Aim of the task
All of the material should be reproduced exactly, with pictures left out.
"""
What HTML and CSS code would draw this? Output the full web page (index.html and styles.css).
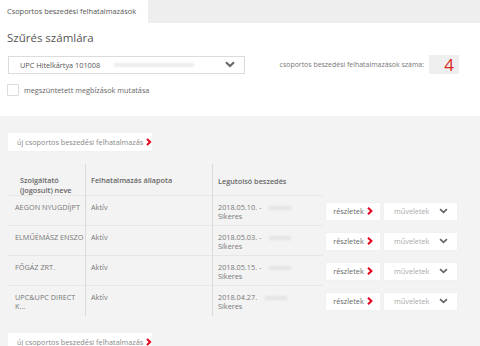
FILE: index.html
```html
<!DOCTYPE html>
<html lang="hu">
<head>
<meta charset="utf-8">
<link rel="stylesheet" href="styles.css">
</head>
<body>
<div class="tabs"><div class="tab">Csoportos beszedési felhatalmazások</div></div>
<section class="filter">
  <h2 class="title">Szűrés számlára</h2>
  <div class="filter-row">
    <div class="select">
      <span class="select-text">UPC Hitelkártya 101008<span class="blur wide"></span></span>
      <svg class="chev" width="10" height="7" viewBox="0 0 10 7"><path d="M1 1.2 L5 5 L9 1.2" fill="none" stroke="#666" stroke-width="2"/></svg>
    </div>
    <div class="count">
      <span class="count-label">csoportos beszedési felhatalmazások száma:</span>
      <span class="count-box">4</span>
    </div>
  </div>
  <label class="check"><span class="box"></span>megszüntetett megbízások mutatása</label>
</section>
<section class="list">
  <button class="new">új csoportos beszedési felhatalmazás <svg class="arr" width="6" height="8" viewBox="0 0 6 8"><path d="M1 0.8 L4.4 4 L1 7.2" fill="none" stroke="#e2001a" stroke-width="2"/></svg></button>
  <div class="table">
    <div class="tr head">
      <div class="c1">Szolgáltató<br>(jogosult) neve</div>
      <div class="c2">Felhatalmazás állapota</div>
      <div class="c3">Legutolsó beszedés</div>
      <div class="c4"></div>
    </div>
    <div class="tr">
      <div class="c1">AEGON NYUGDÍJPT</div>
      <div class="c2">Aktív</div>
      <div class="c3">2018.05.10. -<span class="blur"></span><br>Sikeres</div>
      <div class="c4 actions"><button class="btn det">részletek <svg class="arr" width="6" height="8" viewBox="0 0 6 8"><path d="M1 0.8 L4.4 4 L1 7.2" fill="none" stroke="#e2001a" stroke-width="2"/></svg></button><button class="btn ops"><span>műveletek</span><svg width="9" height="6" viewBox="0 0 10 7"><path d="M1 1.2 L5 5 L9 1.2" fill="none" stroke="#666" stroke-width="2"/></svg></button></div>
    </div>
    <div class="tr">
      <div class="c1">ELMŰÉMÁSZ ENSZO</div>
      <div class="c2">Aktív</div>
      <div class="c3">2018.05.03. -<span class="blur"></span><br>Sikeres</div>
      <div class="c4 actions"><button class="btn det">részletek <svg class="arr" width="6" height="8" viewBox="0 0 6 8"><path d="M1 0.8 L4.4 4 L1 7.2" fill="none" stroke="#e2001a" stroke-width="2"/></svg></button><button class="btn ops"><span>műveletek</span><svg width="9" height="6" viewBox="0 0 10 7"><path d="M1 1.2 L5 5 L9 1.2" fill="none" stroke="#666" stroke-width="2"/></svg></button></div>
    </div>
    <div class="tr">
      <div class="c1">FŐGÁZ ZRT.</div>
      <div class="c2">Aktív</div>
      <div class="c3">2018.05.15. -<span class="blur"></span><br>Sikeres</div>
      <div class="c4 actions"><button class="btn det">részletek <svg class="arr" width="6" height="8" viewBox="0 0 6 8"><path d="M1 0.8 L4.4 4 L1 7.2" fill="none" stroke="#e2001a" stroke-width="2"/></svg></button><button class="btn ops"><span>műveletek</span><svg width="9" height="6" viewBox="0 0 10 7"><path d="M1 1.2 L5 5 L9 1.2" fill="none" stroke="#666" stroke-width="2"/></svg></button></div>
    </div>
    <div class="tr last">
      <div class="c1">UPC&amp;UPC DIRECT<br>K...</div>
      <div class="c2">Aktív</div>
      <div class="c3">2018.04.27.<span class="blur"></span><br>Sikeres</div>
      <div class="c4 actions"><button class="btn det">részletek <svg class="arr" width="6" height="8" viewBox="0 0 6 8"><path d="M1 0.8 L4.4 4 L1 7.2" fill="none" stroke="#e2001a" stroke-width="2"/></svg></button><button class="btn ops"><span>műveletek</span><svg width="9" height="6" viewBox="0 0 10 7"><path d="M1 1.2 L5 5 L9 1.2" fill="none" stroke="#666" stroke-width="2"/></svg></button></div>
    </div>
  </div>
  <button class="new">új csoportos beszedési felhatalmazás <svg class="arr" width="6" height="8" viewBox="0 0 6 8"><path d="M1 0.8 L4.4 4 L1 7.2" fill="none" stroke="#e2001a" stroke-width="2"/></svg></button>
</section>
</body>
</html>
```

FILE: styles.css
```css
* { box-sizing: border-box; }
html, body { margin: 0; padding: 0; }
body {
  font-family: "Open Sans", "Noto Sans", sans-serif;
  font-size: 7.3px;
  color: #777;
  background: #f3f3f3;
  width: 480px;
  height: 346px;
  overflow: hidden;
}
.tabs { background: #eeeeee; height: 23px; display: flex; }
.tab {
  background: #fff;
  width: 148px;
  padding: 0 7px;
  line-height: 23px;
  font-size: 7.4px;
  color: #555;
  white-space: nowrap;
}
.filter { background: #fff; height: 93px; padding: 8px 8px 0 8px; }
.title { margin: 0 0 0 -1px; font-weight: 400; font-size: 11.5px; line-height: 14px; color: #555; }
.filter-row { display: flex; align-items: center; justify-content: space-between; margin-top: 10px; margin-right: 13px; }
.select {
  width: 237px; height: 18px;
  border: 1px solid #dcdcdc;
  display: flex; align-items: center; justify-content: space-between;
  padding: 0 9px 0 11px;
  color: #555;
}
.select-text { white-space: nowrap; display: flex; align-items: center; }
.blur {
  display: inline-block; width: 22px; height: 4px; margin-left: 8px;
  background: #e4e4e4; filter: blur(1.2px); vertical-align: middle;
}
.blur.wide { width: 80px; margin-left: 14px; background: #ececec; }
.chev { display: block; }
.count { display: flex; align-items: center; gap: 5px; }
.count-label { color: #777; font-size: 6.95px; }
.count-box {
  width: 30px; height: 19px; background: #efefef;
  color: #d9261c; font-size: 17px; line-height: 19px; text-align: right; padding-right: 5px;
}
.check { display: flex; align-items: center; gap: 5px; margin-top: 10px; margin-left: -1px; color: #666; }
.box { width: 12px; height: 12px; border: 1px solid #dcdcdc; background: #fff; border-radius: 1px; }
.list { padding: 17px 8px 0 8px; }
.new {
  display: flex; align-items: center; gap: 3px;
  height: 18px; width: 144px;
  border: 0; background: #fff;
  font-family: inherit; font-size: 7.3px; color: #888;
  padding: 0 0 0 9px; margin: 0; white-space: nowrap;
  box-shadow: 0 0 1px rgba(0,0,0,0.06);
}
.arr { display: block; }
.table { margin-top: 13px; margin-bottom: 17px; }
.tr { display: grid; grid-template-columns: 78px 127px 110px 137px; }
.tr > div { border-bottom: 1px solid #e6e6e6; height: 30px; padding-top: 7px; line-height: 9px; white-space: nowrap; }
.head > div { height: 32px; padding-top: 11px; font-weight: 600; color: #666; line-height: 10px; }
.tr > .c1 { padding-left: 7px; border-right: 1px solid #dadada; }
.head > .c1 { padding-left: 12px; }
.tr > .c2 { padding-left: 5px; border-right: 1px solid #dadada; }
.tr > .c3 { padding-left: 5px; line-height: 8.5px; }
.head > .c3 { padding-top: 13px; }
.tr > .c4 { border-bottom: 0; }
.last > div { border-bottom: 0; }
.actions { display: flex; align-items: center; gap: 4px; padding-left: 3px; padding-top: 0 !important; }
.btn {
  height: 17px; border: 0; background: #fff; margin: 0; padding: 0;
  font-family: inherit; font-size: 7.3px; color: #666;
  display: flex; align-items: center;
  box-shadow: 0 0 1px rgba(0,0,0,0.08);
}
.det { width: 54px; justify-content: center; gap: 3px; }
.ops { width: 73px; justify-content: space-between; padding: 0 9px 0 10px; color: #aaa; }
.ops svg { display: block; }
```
"""
Final result
What HTML and CSS code would draw this? Output the full web page (index.html and styles.css).
FILE: index.html
```html
<!DOCTYPE html>
<html lang="hu">
<head>
<meta charset="utf-8">
<link rel="stylesheet" href="styles.css">
</head>
<body>
<div class="tabs"><div class="tab">Csoportos beszedési felhatalmazások</div></div>
<section class="filter">
  <h2 class="title">Szűrés számlára</h2>
  <div class="filter-row">
    <div class="select">
      <span class="select-text">UPC Hitelkártya 101008<span class="blur wide"></span></span>
      <svg class="chev" width="10" height="7" viewBox="0 0 10 7"><path d="M1 1.2 L5 5 L9 1.2" fill="none" stroke="#666" stroke-width="2"/></svg>
    </div>
    <div class="count">
      <span class="count-label">csoportos beszedési felhatalmazások száma:</span>
      <span class="count-box">4</span>
    </div>
  </div>
  <label class="check"><span class="box"></span>megszüntetett megbízások mutatása</label>
</section>
<section class="list">
  <button class="new">új csoportos beszedési felhatalmazás <svg class="arr" width="6" height="8" viewBox="0 0 6 8"><path d="M1 0.8 L4.4 4 L1 7.2" fill="none" stroke="#e2001a" stroke-width="2"/></svg></button>
  <div class="table">
    <div class="tr head">
      <div class="c1">Szolgáltató<br>(jogosult) neve</div>
      <div class="c2">Felhatalmazás állapota</div>
      <div class="c3">Legutolsó beszedés</div>
      <div class="c4"></div>
    </div>
    <div class="tr">
      <div class="c1">AEGON NYUGDÍJPT</div>
      <div class="c2">Aktív</div>
      <div class="c3">2018.05.10. -<span class="blur"></span><br>Sikeres</div>
      <div class="c4 actions"><button class="btn det">részletek <svg class="arr" width="6" height="8" viewBox="0 0 6 8"><path d="M1 0.8 L4.4 4 L1 7.2" fill="none" stroke="#e2001a" stroke-width="2"/></svg></button><button class="btn ops"><span>műveletek</span><svg width="9" height="6" viewBox="0 0 10 7"><path d="M1 1.2 L5 5 L9 1.2" fill="none" stroke="#666" stroke-width="2"/></svg></button></div>
    </div>
    <div class="tr">
      <div class="c1">ELMŰÉMÁSZ ENSZO</div>
      <div class="c2">Aktív</div>
      <div class="c3">2018.05.03. -<span class="blur"></span><br>Sikeres</div>
      <div class="c4 actions"><button class="btn det">részletek <svg class="arr" width="6" height="8" viewBox="0 0 6 8"><path d="M1 0.8 L4.4 4 L1 7.2" fill="none" stroke="#e2001a" stroke-width="2"/></svg></button><button class="btn ops"><span>műveletek</span><svg width="9" height="6" viewBox="0 0 10 7"><path d="M1 1.2 L5 5 L9 1.2" fill="none" stroke="#666" stroke-width="2"/></svg></button></div>
    </div>
    <div class="tr">
      <div class="c1">FŐGÁZ ZRT.</div>
      <div class="c2">Aktív</div>
      <div class="c3">2018.05.15. -<span class="blur"></span><br>Sikeres</div>
      <div class="c4 actions"><button class="btn det">részletek <svg class="arr" width="6" height="8" viewBox="0 0 6 8"><path d="M1 0.8 L4.4 4 L1 7.2" fill="none" stroke="#e2001a" stroke-width="2"/></svg></button><button class="btn ops"><span>műveletek</span><svg width="9" height="6" viewBox="0 0 10 7"><path d="M1 1.2 L5 5 L9 1.2" fill="none" stroke="#666" stroke-width="2"/></svg></button></div>
    </div>
    <div class="tr last">
      <div class="c1">UPC&amp;UPC DIRECT<br>K...</div>
      <div class="c2">Aktív</div>
      <div class="c3">2018.04.27.<span class="blur"></span><br>Sikeres</div>
      <div class="c4 actions"><button class="btn det">részletek <svg class="arr" width="6" height="8" viewBox="0 0 6 8"><path d="M1 0.8 L4.4 4 L1 7.2" fill="none" stroke="#e2001a" stroke-width="2"/></svg></button><button class="btn ops"><span>műveletek</span><svg width="9" height="6" viewBox="0 0 10 7"><path d="M1 1.2 L5 5 L9 1.2" fill="none" stroke="#666" stroke-width="2"/></svg></button></div>
    </div>
  </div>
  <button class="new">új csoportos beszedési felhatalmazás <svg class="arr" width="6" height="8" viewBox="0 0 6 8"><path d="M1 0.8 L4.4 4 L1 7.2" fill="none" stroke="#e2001a" stroke-width="2"/></svg></button>
</section>
</body>
</html>
```

FILE: styles.css
```css
* { box-sizing: border-box; }
html, body { margin: 0; padding: 0; }
body {
  font-family: "Open Sans", "Noto Sans", sans-serif;
  font-size: 7.3px;
  color: #777;
  background: #f3f3f3;
  width: 480px;
  height: 346px;
  overflow: hidden;
}
.tabs { background: #eeeeee; height: 23px; display: flex; }
.tab {
  background: #fff;
  width: 148px;
  padding: 0 7px;
  line-height: 23px;
  font-size: 7.4px;
  color: #555;
  white-space: nowrap;
}
.filter { background: #fff; height: 93px; padding: 8px 8px 0 8px; }
.title { margin: 0 0 0 -1px; font-weight: 400; font-size: 11.5px; line-height: 14px; color: #555; }
.filter-row { display: flex; align-items: center; justify-content: space-between; margin-top: 10px; margin-right: 13px; }
.select {
  width: 237px; height: 18px;
  border: 1px solid #dcdcdc;
  display: flex; align-items: center; justify-content: space-between;
  padding: 0 9px 0 11px;
  color: #555;
}
.select-text { white-space: nowrap; display: flex; align-items: center; }
.blur {
  display: inline-block; width: 22px; height: 4px; margin-left: 8px;
  background: #e4e4e4; filter: blur(1.2px); vertical-align: middle;
}
.blur.wide { width: 80px; margin-left: 14px; background: #ececec; }
.chev { display: block; }
.count { display: flex; align-items: center; gap: 5px; }
.count-label { color: #777; font-size: 6.95px; }
.count-box {
  width: 30px; height: 19px; background: #efefef;
  color: #d9261c; font-size: 17px; line-height: 19px; text-align: right; padding-right: 5px;
}
.check { display: flex; align-items: center; gap: 5px; margin-top: 10px; margin-left: -1px; color: #666; }
.box { width: 12px; height: 12px; border: 1px solid #dcdcdc; background: #fff; border-radius: 1px; }
.list { padding: 17px 8px 0 8px; }
.new {
  display: flex; align-items: center; gap: 3px;
  height: 18px; width: 144px;
  border: 0; background: #fff;
  font-family: inherit; font-size: 7.3px; color: #888;
  padding: 0 0 0 9px; margin: 0; white-space: nowrap;
  box-shadow: 0 0 1px rgba(0,0,0,0.06);
}
.arr { display: block; }
.table { margin-top: 13px; margin-bottom: 17px; }
.tr { display: grid; grid-template-columns: 78px 127px 110px 137px; }
.tr > div { border-bottom: 1px solid #e6e6e6; height: 30px; padding-top: 7px; line-height: 9px; white-space: nowrap; }
.head > div { height: 32px; padding-top: 11px; font-weight: 600; color: #666; line-height: 10px; }
.tr > .c1 { padding-left: 7px; border-right: 1px solid #dadada; }
.head > .c1 { padding-left: 12px; }
.tr > .c2 { padding-left: 5px; border-right: 1px solid #dadada; }
.tr > .c3 { padding-left: 5px; line-height: 8.5px; }
.head > .c3 { padding-top: 13px; }
.tr > .c4 { border-bottom: 0; }
.last > div { border-bottom: 0; }
.actions { display: flex; align-items: center; gap: 4px; padding-left: 3px; padding-top: 0 !important; }
.btn {
  height: 17px; border: 0; background: #fff; margin: 0; padding: 0;
  font-family: inherit; font-size: 7.3px; color: #666;
  display: flex; align-items: center;
  box-shadow: 0 0 1px rgba(0,0,0,0.08);
}
.det { width: 54px; justify-content: center; gap: 3px; }
.ops { width: 73px; justify-content: space-between; padding: 0 9px 0 10px; color: #aaa; }
.ops svg { display: block; }
```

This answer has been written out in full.